Bases: ABC, Generic[S]

Base class for a dataset statistic.

A dataset statistic is a function that takes a dataset and returns some value(s) that describe the dataset.

If looking to create meta-features, see the MetaFeature class which restricts the statistic to be a single number.

def description()
classmethod
#

Return the description of this statistic.

Source code in src/amltk/metalearning/metafeatures.py
@classmethod
def description(cls) -> str:
    """Return the description of this statistic."""
    return cls.__doc__ or ""

def name()
classmethod
#

Return the name of this statistic.

Source code in src/amltk/metalearning/metafeatures.py
@classmethod
def name(cls) -> str:
    """Return the name of this statistic."""
    return CAMEL_CASE_PATTERN.sub("_", cls.__name__).lower()

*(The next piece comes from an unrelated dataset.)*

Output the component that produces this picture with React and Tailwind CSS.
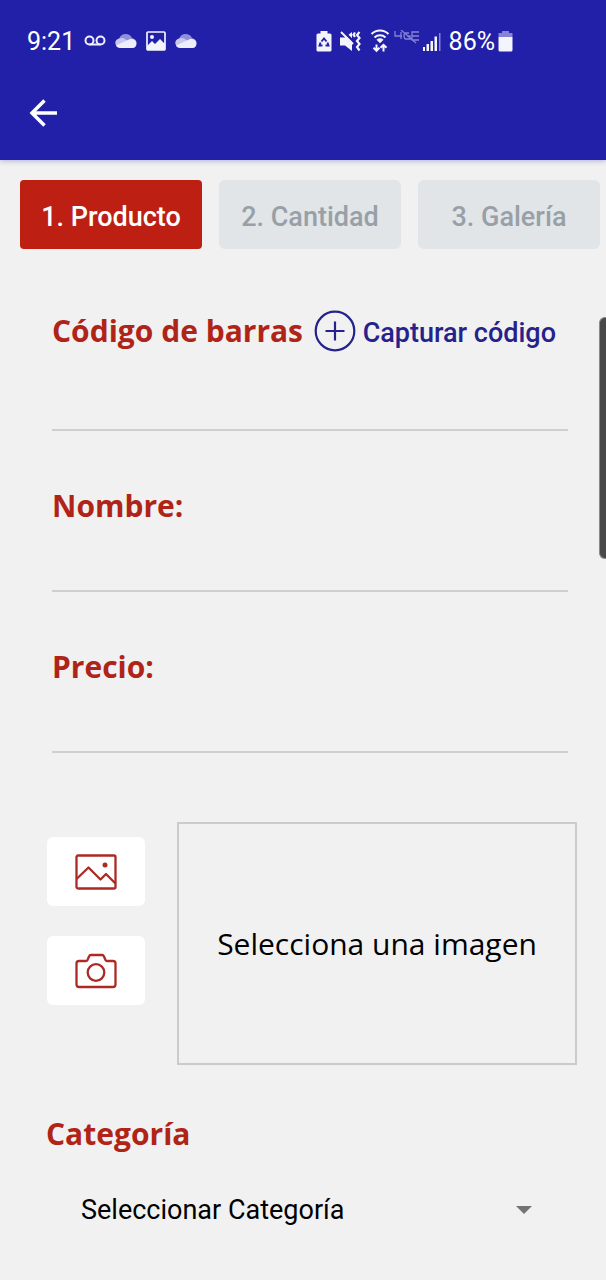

def compute(x, y, dependancy_values)
abstractmethod classmethod
#

Compute the value of this statistic.

PARAMETER DESCRIPTION
x

The features of the dataset.

TYPE: DataFrame

y

The labels of the dataset.

TYPE: Series | DataFrame

dependancy_values

A dictionary of dependency values.

TYPE: DSdict

RETURNS DESCRIPTION
S

The value of this statistic.

Source code in src/amltk/metalearning/metafeatures.py
@classmethod
@abstractmethod
def compute(
    cls,
    x: pd.DataFrame,
    y: pd.Series | pd.DataFrame,
    dependancy_values: DSdict,
) -> S:
    """Compute the value of this statistic.

    Args:
        x: The features of the dataset.
        y: The labels of the dataset.
        dependancy_values: A dictionary of dependency values.

    Returns:
        The value of this statistic.
    """

def retrieve(dependancy_values)
classmethod
#

Retrieve the value of this statistic from the dependency values.

PARAMETER DESCRIPTION
dependancy_values

A dictionary of dependency values.

TYPE: Mapping[type[DatasetStatistic[T]], T]

RETURNS DESCRIPTION
S

The value of this statistic.

Source code in src/amltk/metalearning/metafeatures.py
@classmethod
def retrieve(
    cls,
    dependancy_values: Mapping[type[DatasetStatistic[T]], T],
) -> S:
    """Retrieve the value of this statistic from the dependency values.

    Args:
        dependancy_values: A dictionary of dependency values.

    Returns:
        The value of this statistic.
    """
    return dependancy_values[cls]  # type: ignore

class MetaFeature #

Bases: DatasetStatistic[M]

Used to indicate a metafeature to include.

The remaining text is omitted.